Architectural Design
processed_messages table to see if the unique identifier for the message (topic, partition, offset) already exists.* If the identifier exists, the message is a duplicate. The consumer skips the business logic and can immediately commit the Kafka offset.
* If the identifier does not exist, the consumer executes its business logic (e.g., updating an orders table) and inserts the message's identifier into the processed_messages table.
This atomicity is key. If the consumer crashes after the DB commit but before the Kafka commit, upon restart it will re-read the message.

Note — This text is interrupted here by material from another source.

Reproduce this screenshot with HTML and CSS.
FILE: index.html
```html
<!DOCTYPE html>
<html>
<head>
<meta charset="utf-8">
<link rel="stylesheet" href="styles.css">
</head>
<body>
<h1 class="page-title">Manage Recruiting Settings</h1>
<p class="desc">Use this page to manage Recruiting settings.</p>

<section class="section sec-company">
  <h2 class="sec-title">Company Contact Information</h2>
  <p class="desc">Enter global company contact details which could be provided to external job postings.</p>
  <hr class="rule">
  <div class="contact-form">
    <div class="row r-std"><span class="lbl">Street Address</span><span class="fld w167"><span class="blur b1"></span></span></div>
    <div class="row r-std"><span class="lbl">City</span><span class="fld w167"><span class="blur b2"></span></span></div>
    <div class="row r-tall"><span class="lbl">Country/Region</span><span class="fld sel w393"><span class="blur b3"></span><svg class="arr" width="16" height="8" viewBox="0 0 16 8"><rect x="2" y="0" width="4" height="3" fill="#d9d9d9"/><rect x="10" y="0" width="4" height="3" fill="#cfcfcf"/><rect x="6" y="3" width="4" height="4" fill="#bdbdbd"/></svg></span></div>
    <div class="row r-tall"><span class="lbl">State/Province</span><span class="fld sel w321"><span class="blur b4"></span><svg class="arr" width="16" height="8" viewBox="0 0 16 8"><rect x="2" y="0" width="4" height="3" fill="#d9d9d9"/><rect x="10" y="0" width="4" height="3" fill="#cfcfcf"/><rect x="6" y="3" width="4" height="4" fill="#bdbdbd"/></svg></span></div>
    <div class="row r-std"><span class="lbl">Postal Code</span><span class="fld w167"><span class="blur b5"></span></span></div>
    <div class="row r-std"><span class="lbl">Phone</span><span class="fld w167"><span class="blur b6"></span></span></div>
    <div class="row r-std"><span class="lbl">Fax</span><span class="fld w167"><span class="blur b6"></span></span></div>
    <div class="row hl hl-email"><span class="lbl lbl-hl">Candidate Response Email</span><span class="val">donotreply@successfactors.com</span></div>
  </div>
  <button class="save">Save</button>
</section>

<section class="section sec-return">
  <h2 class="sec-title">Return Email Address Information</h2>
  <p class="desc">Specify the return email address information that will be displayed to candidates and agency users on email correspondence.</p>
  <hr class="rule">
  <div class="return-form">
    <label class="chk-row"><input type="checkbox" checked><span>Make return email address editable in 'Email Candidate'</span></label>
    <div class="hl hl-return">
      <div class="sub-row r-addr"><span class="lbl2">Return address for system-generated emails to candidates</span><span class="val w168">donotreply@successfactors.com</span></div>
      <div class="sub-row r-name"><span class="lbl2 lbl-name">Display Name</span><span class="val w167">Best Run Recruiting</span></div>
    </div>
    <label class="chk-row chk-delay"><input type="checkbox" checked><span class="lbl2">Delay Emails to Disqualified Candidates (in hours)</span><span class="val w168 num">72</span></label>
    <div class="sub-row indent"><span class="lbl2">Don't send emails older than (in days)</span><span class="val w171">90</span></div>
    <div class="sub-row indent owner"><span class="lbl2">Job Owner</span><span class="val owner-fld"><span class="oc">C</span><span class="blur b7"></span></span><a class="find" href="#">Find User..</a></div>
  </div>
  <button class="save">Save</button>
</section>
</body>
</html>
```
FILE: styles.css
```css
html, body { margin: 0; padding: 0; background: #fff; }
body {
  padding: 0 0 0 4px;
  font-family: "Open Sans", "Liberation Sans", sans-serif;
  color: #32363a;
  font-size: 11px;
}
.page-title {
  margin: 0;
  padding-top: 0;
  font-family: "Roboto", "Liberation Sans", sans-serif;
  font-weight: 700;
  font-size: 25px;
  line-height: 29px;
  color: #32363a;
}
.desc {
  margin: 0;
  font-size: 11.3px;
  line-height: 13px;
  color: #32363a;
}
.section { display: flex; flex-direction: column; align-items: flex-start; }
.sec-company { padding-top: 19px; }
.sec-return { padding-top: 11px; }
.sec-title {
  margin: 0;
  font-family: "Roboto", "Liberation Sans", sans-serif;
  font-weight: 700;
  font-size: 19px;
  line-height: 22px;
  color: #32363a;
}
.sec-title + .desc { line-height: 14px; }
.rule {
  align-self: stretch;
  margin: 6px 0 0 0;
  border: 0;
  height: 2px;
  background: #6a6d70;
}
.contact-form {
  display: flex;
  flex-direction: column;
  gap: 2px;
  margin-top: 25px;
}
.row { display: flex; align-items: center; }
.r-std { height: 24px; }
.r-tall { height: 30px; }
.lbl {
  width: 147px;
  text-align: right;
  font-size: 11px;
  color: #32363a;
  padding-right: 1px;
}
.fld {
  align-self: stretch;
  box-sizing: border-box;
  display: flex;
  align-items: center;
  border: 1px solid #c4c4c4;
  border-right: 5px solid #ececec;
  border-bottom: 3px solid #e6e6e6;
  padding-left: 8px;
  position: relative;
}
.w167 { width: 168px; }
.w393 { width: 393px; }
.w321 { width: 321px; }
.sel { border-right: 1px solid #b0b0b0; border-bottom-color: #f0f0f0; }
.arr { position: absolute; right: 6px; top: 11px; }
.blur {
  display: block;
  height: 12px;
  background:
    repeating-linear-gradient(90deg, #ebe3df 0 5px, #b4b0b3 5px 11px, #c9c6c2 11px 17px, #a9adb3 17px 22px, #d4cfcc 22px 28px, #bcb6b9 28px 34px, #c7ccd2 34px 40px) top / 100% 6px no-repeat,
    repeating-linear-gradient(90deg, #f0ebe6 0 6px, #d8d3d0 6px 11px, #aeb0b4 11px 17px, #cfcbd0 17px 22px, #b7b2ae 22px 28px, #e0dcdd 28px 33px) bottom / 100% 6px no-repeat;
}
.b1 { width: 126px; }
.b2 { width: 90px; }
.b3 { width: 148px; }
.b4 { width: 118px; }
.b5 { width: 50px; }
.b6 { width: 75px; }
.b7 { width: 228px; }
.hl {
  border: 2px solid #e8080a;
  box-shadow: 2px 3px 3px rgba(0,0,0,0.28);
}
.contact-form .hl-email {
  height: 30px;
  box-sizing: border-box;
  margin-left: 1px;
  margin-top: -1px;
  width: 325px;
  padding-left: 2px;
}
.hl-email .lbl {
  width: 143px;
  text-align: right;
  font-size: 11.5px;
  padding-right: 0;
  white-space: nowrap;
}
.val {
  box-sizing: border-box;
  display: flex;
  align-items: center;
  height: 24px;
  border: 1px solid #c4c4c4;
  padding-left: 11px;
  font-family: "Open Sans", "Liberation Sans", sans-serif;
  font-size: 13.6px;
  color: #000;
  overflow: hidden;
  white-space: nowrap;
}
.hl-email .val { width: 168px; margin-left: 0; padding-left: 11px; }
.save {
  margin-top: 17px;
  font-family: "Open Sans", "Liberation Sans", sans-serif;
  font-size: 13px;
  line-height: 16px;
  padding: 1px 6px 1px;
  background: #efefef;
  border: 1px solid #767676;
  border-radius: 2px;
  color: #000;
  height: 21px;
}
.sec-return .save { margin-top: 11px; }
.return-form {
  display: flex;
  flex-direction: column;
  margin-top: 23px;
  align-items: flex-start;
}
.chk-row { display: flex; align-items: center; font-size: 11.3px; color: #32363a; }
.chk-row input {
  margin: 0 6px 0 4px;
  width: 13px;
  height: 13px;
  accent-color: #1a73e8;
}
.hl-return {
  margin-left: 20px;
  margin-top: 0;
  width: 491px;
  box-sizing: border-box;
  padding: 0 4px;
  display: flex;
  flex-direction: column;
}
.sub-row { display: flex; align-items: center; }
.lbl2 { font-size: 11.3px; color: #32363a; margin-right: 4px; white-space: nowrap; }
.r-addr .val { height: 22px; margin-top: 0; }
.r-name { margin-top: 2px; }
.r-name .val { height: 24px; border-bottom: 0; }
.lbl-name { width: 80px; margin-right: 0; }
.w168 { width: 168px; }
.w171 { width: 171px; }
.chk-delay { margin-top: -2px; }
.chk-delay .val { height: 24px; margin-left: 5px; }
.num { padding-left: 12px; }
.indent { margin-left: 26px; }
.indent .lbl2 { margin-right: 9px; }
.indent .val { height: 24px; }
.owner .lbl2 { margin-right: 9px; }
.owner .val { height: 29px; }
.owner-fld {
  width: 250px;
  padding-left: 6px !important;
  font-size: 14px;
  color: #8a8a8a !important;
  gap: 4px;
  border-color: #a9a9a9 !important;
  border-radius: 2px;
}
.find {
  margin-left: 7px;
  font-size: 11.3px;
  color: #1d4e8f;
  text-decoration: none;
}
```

However, the idempotency check (Step 3) will now find the record in processed_messages and prevent reprocessing.
Implementation: Spring Boot, Spring Kafka & JPA
Let's model a real-world scenario: an OrderService that processes OrderCreatedEvent messages from Kafka and saves them to a PostgreSQL database.
1. Database Schema (PostgreSQL):
CREATE TABLE orders (
order_id UUID PRIMARY KEY,
customer_id VARCHAR(255) NOT NULL,
order_details JSONB,
created_at TIMESTAMPTZ DEFAULT NOW()
);
-- The idempotency key table
CREATE TABLE processed_kafka_messages (
consumer_group VARCHAR(255) NOT NULL,
topic VARCHAR(255) NOT NULL,
partition INT NOT NULL,
message_offset BIGINT NOT NULL,
processed_at TIMESTAMPTZ DEFAULT NOW(),
PRIMARY KEY (consumer_group, topic, partition, message_offset)
);
Notice the composite primary key on processed_kafka_messages. This enforces uniqueness and provides an efficient index for our idempotency check. Including consumer_group allows multiple distinct consumer groups to process the same topic idempotently without interfering with each other.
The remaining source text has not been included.